Reply to post: @Jason Bloomberg Re: something like glass has its applications

Google Glass NOT DEAD. We're just making it 'ready' says chief

Steven Roper

@Jason Bloomberg Re: something like glass has its applications

Movies portraying VR/AR in science fiction rarely, if ever, touched on the invasive corporate monitoring aspects of it, or if they did, they did so only the the most abstract sense. This is why the applications of face-recognition and metadata correlation seem to have taken everyone by surprise. It is this aspect, this misuse of the technology and not the technology itself, that brought about the global hostility to Glass.

It's not just that Glass was a wearable semi-hidden camera; it was the face-recognition software behind the camera and the fact of Google tracking everyone though it that was the main driver of opposition against it. Had corporations like Google NOT pursued this "we want to spy on everything you do so we can discover all your psychological weaknesses and exploit them for profit" mentality, had the Glass device used only local storage and allowed the user to control what data went where, I believe there would not have been such a hostile reaction.

Nobody likes to be spied on, no matter how noble the intentions of those doing the spying might be. Nobody likes to have their weaknesses probed so they can be more easily manipulated, especially when those doing the manipulating are solely interested in milking you for as much money as they can squeeze out of you. That's exactly what the marketing industry is all about - finding ways to bypass conscious decision-making processes in order to make people want to buy something.

And then there's the intelligence and police agencies, all scrambling for the delicious absolute surveillance and control this technology imposes, who are ostensibly there to protect us, but from what?

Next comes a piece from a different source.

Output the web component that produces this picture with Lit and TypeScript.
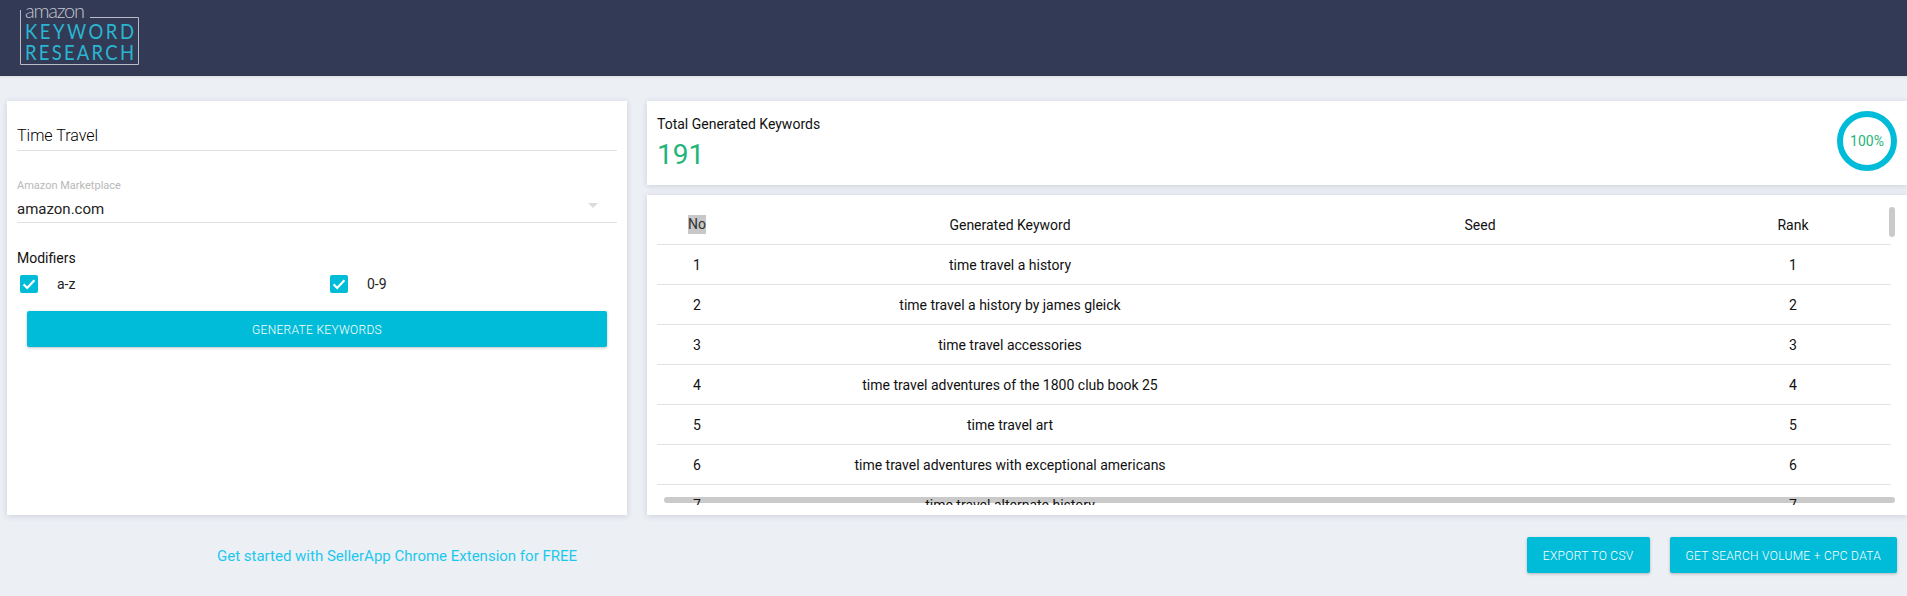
import { LitElement, html, css, svg } from "lit";
import { customElement } from "lit/decorators.js";

const ROWS = [
  "time travel a history",
  "time travel a history by james gleick",
  "time travel accessories",
  "time travel adventures of the 1800 club book 25",
  "time travel art",
  "time travel adventures with exceptional americans",
  "time travel alternate history",
];

const check = svg`<svg class="tick" viewBox="0 0 18 18" width="18" height="18"><path d="M3.6 9.4l3.6 3.6L14.4 5.2" fill="none" stroke="#fff" stroke-width="2.2"/></svg>`;

@customElement("app-root")
export class AppRoot extends LitElement {
  static styles = css`
    :host {
      display: block;
      width: 1907px;
      height: 596px;
      overflow: hidden;
      background: #eceff4;
      font-family: Roboto, "Liberation Sans", sans-serif;
      font-size: 14px;
      color: #111;
    }
    .header {
      height: 76px;
      background: #333a55;
      box-shadow: 0 1px 2px rgba(0, 0, 0, 0.08);
    }
    .logo {
      display: block;
    }
    .main {
      display: flex;
      gap: 20px;
      padding: 25px 0 0 7px;
      height: 414px;
    }
    .card {
      background: #fff;
      box-shadow: 0 1px 6px rgba(60, 70, 100, 0.18);
    }
    .left {
      width: 600px;
      padding: 19px 10px 0;
      flex: none;
    }
    .field {
      border-bottom: 1px solid #e0e0e0;
      color: #222;
    }
    .field.input {
      font-size: 16px;
      font-weight: 300;
      color: #000;
      padding-top: 2px;
      line-height: 28px;
    }
    .label {
      margin-top: 28px;
      font-size: 11px;
      line-height: 14px;
      color: #b8b8b8;
    }
    .field.select {
      font-size: 15px;
      margin-top: 3px;
      line-height: 26px;
      display: flex;
      justify-content: space-between;
      align-items: flex-start;
      padding-right: 19px;
    }
    .arrow {
      width: 0;
      height: 0;
      margin-top: 7px;
      border-left: 5px solid transparent;
      border-right: 5px solid transparent;
      border-top: 5px solid #dcdcdc;
    }
    .mods {
      margin-top: 26px;
      line-height: 18px;
      font-size: 14px;
      color: #111;
    }
    .checks {
      display: grid;
      grid-template-columns: 310px 1fr;
      margin-top: 8px;
      padding-left: 3px;
    }
    .check {
      display: flex;
      align-items: center;
      gap: 19px;
      line-height: 18px;
      color: #222;
    }
    .box {
      width: 18px;
      height: 18px;
      border-radius: 2px;
      background: #00bcd8;
      display: block;
    }
    .tick {
      display: block;
    }
    .btn {
      display: flex;
      align-items: center;
      justify-content: center;
      box-sizing: border-box;
      height: 36px;
      padding-top: 1px;
      background: #00bcd8;
      color: #fff;
      font-size: 12px;
      font-weight: 300;
      letter-spacing: 0.3px;
      text-transform: uppercase;
      border-radius: 2px;
      box-shadow: 0 1px 3px rgba(0, 0, 0, 0.25);
    }
    .left .btn {
      margin: 18px 10px 0;
    }
    .right {
      flex: 1;
      min-width: 0;
      display: flex;
      flex-direction: column;
      gap: 10px;
    }
    .stat {
      height: 84px;
      flex: none;
      box-sizing: border-box;
      padding: 10px 10px 0;
      display: flex;
      justify-content: space-between;
    }
    .stat-title {
      margin-top: 4px;
      line-height: 18px;
    }
    .stat-num {
      font-size: 28px;
      line-height: 34px;
      margin-top: 5px;
      color: #1fb578;
    }
    .ring {
      width: 60px;
      height: 60px;
      box-sizing: border-box;
      border: 6px solid #00bcd8;
      border-radius: 50%;
      display: flex;
      align-items: center;
      justify-content: center;
      color: #1fb578;
      font-size: 14px;
    }
    .table-card {
      flex: 1;
      position: relative;
      padding: 10px 16px 10px 10px;
      box-sizing: border-box;
      min-height: 0;
    }
    .scroll {
      position: relative;
      z-index: 1;
      height: 300px;
      overflow: hidden;
    }
    table {
      width: 1252px;
      table-layout: fixed;
      border-collapse: collapse;
    }
    th,
    td {
      height: 39px;
      padding: 0;
      text-align: center;
      font-weight: 400;
      font-size: 14px;
      color: #111;
      border-bottom: 1px solid #e2e2e2;
    }
    .sel {
      background: #c8c8c8;
      display: inline-block;
      line-height: 19px;
      color: #333;
    }
    .sb-v {
      position: absolute;
      left: 1242px;
      top: 12px;
      width: 6px;
      height: 30px;
      border-radius: 3px;
      background: #cacaca;
    }
    .sb-h {
      position: absolute;
      left: 17px;
      top: 302px;
      width: 1231px;
      height: 6px;
      border-radius: 3px;
      background: #cacaca;
    }
    .footer {
      display: flex;
      align-items: flex-start;
      padding: 22px 10px 0 217px;
    }
    .promo {
      color: #1cc8ee;
      font-size: 15px;
      line-height: 38px;
    }
    .actions {
      margin-left: auto;
      display: flex;
      gap: 20px;
    }
    .actions .btn {
      padding: 1px 16px 0;
    }
  `;

  render() {
    return html`
      <div class="header">
        <svg class="logo" width="160" height="76" viewBox="0 0 160 76">
          <path d="M20.5 10V64.5H138.5V17.5H90" fill="none" stroke="#b9bcc6" stroke-width="1"/>
          <text x="25" y="18" font-family="Lato, sans-serif" font-size="20" font-weight="300" fill="#c3c6cf" textLength="60">amazon</text>
          <text transform="translate(25 39) scale(1 1.12)" font-family="Lato, sans-serif" font-size="18.5" fill="#2ab5d1" textLength="109">KEYWORD</text>
          <text transform="translate(25 60) scale(1 1.12)" font-family="Lato, sans-serif" font-size="18.5" fill="#2ab5d1" textLength="109">RESEARCH</text>
        </svg>
      </div>
      <div class="main">
        <div class="card left">
          <div class="field input">Time Travel</div>
          <div class="label">Amazon Marketplace</div>
          <div class="field select"><span>amazon.com</span><span class="arrow"></span></div>
          <div class="mods">Modifiers</div>
          <div class="checks">
            <div class="check"><span class="box">${check}</span>a-z</div>
            <div class="check"><span class="box">${check}</span>0-9</div>
          </div>
          <div class="btn">Generate Keywords</div>
        </div>
        <div class="right">
          <div class="card stat">
            <div>
              <div class="stat-title">Total Generated Keywords</div>
              <div class="stat-num">191</div>
            </div>
            <div class="ring">100%</div>
          </div>
          <div class="card table-card">
            <div class="sb-v"></div>
            <div class="sb-h"></div>
            <div class="scroll">
              <table>
                <colgroup>
                  <col style="width:80px" /><col style="width:546px" /><col style="width:394px" /><col style="width:232px" />
                </colgroup>
                <thead>
                  <tr>
                    <th><span class="sel">No</span></th>
                    <th>Generated Keyword</th>
                    <th>Seed</th>
                    <th>Rank</th>
                  </tr>
                </thead>
                <tbody>
                  ${ROWS.map(
                    (k, i) => html`<tr>
                      <td>${i + 1}</td>
                      <td>${k}</td>
                      <td></td>
                      <td>${i + 1}</td>
                    </tr>`
                  )}
                </tbody>
              </table>
            </div>
          </div>
        </div>
      </div>
      <div class="footer">
        <div class="promo">Get started with SellerApp Chrome Extension for FREE</div>
        <div class="actions">
          <div class="btn">Export to CSV</div>
          <div class="btn">Get Search Volume + CPC Data</div>
        </div>
      </div>
    `;
  }
}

They are there to enforce the laws, and that is all, and with the laws being less and less about mandating civilised behaviour and more and more about protecting the rich and increasing corporate profits at the expense of every other liberty we hold dear, who are those agencies really fighting for? Not our freedom, that's for sure. Not for a long time.

Everyone knows this, subconsciously if not consciously, and that is why any such technology will now be vigorously opposed no matter what form it takes. The technological utopias imagined by sci-fi authors aren't going to happen, not now, not ever. Corporate greed and intelligence-agency megalomania have seen to that.